(Interface markup and scripts)
********

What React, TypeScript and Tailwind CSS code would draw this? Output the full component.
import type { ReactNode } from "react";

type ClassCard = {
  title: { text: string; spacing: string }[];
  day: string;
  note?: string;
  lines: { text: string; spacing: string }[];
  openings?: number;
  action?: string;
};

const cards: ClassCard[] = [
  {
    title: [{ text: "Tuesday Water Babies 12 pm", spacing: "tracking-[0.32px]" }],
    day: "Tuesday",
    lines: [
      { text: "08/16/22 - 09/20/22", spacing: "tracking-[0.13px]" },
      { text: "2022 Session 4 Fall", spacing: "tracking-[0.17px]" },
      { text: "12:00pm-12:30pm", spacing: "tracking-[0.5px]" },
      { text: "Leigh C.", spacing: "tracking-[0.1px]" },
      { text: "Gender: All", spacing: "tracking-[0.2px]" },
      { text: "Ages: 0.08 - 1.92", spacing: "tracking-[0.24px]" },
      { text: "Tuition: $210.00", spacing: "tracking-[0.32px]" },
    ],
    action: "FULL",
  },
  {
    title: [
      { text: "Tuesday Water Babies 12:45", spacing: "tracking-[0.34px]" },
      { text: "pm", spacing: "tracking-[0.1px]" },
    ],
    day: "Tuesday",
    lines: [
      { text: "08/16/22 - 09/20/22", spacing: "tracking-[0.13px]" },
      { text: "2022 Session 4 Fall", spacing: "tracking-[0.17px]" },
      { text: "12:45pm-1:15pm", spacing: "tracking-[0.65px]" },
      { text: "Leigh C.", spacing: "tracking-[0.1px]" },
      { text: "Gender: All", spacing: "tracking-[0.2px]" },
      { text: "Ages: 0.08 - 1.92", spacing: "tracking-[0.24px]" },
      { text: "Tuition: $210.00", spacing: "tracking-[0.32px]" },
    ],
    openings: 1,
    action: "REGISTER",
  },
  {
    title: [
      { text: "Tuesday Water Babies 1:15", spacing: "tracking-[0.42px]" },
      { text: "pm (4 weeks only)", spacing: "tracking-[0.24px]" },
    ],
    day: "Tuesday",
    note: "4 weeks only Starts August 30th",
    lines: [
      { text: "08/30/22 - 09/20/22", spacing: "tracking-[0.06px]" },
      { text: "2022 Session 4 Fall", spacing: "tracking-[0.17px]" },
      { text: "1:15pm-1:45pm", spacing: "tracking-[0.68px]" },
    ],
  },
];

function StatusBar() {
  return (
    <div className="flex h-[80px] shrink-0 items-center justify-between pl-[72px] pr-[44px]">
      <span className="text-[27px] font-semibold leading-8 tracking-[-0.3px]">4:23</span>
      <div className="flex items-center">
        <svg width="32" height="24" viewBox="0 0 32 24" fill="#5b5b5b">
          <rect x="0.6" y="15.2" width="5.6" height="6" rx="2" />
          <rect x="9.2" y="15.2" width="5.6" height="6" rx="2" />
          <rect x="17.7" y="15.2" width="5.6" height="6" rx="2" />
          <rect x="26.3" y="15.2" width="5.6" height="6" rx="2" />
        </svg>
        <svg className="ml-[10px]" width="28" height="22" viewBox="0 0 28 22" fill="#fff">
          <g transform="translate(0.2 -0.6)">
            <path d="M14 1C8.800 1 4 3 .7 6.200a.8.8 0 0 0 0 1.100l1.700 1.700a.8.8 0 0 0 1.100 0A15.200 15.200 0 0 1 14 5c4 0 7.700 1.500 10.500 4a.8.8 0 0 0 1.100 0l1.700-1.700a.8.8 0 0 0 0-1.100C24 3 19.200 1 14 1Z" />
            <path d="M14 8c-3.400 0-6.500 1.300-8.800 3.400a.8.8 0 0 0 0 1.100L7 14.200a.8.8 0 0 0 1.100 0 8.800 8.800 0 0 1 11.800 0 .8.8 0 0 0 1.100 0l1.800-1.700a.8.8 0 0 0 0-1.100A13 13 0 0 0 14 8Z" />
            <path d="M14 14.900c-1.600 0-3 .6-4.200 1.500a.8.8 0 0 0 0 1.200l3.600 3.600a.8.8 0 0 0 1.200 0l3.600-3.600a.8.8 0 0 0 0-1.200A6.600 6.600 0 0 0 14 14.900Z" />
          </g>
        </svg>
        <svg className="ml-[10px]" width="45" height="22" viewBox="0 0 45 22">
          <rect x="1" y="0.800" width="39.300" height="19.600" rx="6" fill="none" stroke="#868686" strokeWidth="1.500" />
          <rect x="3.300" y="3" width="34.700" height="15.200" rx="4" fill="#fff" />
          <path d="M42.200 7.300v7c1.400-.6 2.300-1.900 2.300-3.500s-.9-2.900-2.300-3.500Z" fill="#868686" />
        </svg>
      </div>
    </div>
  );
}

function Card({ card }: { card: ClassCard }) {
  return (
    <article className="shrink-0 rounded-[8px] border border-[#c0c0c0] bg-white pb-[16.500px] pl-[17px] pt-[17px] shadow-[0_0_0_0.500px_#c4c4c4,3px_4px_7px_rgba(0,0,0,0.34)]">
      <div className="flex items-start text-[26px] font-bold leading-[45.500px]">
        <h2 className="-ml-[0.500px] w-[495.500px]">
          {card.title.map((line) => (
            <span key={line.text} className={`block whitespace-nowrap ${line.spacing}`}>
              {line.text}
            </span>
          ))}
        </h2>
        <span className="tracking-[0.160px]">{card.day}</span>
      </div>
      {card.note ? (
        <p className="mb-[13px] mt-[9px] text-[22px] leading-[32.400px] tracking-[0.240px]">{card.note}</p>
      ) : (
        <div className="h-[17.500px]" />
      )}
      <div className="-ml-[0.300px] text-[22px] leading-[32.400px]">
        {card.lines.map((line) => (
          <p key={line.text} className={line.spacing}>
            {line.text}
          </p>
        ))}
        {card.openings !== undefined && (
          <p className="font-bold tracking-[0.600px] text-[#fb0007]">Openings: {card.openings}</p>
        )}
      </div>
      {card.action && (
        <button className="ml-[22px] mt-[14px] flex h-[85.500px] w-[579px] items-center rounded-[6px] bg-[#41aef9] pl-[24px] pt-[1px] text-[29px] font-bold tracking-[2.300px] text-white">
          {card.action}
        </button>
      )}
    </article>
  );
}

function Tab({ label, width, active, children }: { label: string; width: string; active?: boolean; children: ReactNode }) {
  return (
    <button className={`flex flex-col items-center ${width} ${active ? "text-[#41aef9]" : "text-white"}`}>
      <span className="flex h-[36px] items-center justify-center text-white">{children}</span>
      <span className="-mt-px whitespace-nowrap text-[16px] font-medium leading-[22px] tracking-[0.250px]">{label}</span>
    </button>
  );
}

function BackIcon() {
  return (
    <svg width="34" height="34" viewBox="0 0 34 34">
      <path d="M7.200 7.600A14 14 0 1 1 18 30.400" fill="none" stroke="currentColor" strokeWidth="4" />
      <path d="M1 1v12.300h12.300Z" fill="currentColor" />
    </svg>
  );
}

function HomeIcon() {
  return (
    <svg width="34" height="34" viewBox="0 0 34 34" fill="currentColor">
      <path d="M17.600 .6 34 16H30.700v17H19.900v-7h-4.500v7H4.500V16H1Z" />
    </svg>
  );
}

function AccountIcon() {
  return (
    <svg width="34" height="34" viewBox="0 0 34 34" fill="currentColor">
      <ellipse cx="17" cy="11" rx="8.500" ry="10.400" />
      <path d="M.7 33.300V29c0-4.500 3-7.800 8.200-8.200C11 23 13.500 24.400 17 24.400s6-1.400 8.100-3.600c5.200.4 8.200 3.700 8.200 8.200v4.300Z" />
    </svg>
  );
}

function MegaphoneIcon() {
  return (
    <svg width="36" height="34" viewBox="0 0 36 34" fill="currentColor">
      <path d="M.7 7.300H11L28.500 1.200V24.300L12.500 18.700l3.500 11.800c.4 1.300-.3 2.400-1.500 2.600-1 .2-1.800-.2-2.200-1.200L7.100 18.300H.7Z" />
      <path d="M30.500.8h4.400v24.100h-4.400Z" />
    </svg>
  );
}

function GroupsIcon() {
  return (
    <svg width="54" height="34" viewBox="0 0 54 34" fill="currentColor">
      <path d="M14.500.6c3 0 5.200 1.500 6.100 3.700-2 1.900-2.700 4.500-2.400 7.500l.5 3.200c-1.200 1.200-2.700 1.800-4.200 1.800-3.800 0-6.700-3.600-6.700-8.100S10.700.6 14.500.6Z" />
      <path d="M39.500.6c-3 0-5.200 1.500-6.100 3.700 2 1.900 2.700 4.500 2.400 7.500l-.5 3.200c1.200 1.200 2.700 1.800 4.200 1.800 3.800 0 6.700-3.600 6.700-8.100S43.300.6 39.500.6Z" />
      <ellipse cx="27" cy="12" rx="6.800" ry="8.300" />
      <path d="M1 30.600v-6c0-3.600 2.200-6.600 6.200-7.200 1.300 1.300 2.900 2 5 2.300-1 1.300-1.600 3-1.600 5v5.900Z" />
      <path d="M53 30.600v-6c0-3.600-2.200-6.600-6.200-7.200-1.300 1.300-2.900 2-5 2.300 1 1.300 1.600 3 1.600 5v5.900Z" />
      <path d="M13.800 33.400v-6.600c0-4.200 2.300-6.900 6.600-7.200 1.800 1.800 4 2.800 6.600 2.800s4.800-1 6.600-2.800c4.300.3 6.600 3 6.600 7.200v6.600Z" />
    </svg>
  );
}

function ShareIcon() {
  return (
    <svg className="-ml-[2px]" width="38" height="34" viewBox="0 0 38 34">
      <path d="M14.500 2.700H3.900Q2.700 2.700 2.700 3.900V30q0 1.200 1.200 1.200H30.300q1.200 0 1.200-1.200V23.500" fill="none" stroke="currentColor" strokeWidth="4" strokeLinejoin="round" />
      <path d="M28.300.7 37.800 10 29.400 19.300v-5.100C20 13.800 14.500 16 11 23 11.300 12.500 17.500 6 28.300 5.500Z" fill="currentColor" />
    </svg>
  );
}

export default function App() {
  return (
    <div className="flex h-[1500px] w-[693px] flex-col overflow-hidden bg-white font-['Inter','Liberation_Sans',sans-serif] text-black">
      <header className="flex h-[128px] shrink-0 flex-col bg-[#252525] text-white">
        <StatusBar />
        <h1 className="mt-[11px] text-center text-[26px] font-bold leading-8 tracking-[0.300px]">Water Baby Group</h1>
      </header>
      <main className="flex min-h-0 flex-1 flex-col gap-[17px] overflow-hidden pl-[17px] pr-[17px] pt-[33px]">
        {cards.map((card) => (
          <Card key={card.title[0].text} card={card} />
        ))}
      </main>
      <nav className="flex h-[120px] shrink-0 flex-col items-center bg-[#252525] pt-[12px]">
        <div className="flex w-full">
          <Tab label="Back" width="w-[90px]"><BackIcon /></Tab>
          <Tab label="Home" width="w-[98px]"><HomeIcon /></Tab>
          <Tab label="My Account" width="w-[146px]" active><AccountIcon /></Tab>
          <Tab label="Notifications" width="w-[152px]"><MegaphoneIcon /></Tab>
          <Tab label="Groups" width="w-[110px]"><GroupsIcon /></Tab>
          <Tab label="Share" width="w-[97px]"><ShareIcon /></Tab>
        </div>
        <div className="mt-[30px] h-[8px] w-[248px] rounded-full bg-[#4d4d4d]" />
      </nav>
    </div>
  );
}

********

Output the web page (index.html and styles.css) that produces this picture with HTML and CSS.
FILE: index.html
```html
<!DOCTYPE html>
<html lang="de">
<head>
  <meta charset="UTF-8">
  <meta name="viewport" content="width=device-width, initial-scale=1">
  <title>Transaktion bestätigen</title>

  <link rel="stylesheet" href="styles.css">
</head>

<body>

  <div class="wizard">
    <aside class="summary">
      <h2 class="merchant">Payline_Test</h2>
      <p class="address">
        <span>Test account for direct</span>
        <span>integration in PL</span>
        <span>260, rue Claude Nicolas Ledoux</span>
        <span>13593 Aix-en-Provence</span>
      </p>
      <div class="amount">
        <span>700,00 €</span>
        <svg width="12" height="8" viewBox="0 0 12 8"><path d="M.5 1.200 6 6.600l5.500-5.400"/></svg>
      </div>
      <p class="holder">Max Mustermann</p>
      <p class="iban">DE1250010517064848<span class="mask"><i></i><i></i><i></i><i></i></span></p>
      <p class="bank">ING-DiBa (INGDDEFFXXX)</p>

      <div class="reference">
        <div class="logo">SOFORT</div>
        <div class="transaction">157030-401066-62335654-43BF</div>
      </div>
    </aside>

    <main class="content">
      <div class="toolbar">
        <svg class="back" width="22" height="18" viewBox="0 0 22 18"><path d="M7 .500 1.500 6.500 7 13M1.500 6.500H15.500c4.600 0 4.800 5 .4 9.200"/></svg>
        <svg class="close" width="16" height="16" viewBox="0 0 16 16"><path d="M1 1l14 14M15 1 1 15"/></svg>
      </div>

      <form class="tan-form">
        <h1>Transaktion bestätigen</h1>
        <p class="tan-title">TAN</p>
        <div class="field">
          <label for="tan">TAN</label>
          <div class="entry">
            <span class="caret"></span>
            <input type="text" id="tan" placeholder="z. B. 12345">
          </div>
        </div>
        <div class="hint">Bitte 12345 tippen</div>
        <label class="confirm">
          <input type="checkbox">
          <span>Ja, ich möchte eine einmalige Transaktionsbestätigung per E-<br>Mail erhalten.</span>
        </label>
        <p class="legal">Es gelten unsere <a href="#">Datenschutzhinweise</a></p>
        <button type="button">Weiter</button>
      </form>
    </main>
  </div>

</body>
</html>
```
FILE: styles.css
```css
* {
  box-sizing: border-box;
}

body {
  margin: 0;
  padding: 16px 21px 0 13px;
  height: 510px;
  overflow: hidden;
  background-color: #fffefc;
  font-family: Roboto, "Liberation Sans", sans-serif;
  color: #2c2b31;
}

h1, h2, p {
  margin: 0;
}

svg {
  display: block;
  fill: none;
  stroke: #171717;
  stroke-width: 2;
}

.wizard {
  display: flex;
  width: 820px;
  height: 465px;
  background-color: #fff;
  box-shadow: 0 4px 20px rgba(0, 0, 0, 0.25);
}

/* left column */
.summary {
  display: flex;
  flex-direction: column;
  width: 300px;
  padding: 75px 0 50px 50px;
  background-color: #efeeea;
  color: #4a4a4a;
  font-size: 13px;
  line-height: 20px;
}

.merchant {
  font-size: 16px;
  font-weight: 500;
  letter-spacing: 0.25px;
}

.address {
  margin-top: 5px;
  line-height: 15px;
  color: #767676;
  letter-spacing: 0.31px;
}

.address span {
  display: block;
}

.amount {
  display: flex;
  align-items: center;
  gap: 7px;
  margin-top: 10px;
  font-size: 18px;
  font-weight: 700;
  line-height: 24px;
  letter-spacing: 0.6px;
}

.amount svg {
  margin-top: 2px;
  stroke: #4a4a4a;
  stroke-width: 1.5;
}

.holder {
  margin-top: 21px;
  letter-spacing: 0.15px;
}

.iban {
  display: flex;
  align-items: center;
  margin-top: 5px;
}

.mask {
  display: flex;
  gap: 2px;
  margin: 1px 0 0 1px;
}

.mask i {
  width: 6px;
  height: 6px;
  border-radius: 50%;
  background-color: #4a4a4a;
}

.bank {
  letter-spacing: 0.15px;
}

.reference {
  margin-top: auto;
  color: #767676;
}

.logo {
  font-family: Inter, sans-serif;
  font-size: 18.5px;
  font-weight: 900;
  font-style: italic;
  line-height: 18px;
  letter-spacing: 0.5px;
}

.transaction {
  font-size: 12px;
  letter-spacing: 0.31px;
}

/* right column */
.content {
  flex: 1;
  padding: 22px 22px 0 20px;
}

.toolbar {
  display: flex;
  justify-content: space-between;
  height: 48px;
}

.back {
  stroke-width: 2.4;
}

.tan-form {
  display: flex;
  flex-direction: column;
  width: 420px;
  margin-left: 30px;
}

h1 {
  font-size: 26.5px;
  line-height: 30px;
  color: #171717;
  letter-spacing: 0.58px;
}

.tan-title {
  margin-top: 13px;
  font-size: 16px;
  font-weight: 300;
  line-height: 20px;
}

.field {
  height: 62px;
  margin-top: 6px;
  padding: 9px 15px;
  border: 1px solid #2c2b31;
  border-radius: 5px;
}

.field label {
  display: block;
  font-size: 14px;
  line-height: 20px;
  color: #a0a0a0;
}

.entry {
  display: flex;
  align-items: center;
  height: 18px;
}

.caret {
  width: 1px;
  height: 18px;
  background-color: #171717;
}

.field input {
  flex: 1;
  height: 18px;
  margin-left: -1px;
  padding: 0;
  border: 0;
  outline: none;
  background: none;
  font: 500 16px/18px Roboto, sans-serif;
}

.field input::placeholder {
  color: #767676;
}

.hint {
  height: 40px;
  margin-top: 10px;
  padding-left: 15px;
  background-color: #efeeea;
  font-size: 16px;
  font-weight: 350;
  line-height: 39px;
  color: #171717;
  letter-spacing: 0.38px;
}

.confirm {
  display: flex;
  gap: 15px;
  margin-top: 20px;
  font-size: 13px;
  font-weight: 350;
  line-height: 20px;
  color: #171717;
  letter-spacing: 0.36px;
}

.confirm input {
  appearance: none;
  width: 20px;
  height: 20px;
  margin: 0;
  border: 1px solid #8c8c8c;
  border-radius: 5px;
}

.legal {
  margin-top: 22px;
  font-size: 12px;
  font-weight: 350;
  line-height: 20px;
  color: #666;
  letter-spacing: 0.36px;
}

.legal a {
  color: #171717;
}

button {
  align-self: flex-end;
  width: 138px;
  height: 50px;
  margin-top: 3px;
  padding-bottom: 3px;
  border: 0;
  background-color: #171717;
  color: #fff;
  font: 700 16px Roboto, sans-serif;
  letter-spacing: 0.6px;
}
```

********

◆ **What you will do**
Read the data above and count the lines that include "Output". Answer only with the count.

◆ **Response**
2